According to a report by state-affiliated broadcaster, Fana Broadcasting Corporation (FBC), the parliament approved it unanimously.
The parliament’s emergency meeting was called a day after the Ethiopian government claimed a new world record in tree planting which reportedly involved over 23 million people across the country.
Addis Ababa and Dire Dawa City administration elections were supposed to take place in 2018, and this postponement is for the second time. It was postponed due to the situation in the country at the time – widespread protest across the country against TPLF dominated ruling coalition, EPRDF.
Ethiopian National Elections Board letter to the parliament stated Addis Ababa, Dire Dawa, and local elections were among agenda items during the Board’s meeting on July 8, 2019.
And the board reached an agreement, says the letter, that it can not recruit and train elections officers (poll workers -deputy returning officers and information officers, poll clerk, registration officers, and supervisors- among others), and implement reforms in a short time.
The letter continued to state that the Board decided to disclose the situation to the parliament (pointing out that it can not administer election for the two cities and at local levels as scheduled) so that the parliament could make a decision on it. And the parliament’s decision is “unanimous postpone it” vote.
Training poll workers could take up to four days, and the security situation in Addis Ababa and Dire Dawa, at this time, does not seem to pose a problem if the election board was to conduct the election as scheduled.

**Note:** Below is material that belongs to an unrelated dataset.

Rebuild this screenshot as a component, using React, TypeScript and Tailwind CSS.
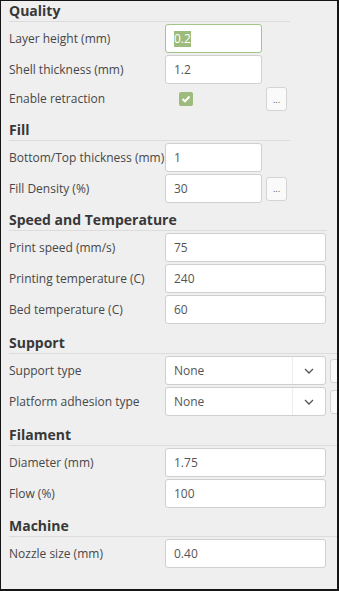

What does the parliament’s decision mean for the administrations in both cities? It means that they will continue to work until the election is arranged – which will happen alongside the national election, which is scheduled for 2020.
The parliament decision did not come as a surprise to politicized Ethiopians in social media who are increasingly skeptical of Prime Minister Abiy Ahmed’s administration.
It is official that Oromo Democratic Party (ODP) whose chairman is Abiy Ahmed claims ownership right over Addis Ababa – which more than five million residents of the city and some of the partner in the ruling coalition, for example, ADP, reject.
Addis Ababa City is currently under appointed Mayor, Takele Uma, whom Abiy Ahmed picked from the ethnic party he leads – ODP.
Although the appointee has been diligently working a public relations work to portray himself as a man who believes in Addis Ababa as a city for all Ethiopians, his political affiliation and background as a radical Oromo Ethno-nationalist cast doubt if he has some hidden agenda.
Former prisoner of conscience and award-winning journalist, Eskinder Nega, organized a movement calling for an elected Addis Ababa City administration for several months now but the response from Abiy Ahmed’s administration and his ODP party, which is now dominating the ruling coalition, is that of repression.
Many members of the movement, it calls itself Baladera Council, are arrested – some of them with trumped-up charges of terrorism. Elias Gebru, a journalist and a member of Baladera leadership, for example, is thrown to prison in connection with alleged coup d’etat on June 22 but reports emerging on social media indicated that he is not so far interrogated about the “coup. “
The condition of Dire Dawa city is not better either. The Mayor that was appointed only six months ago has now resigned. Behind the political problems in the administration is a controversy between ethnic Somali and ethnic Oromo, among other issues.
Residents of Dire Dawa from other ethnic system are under-represented in the city administration due to the so-called “quota system” which allocates the larger share the administration to ethnic Oromo and ethnic Somali.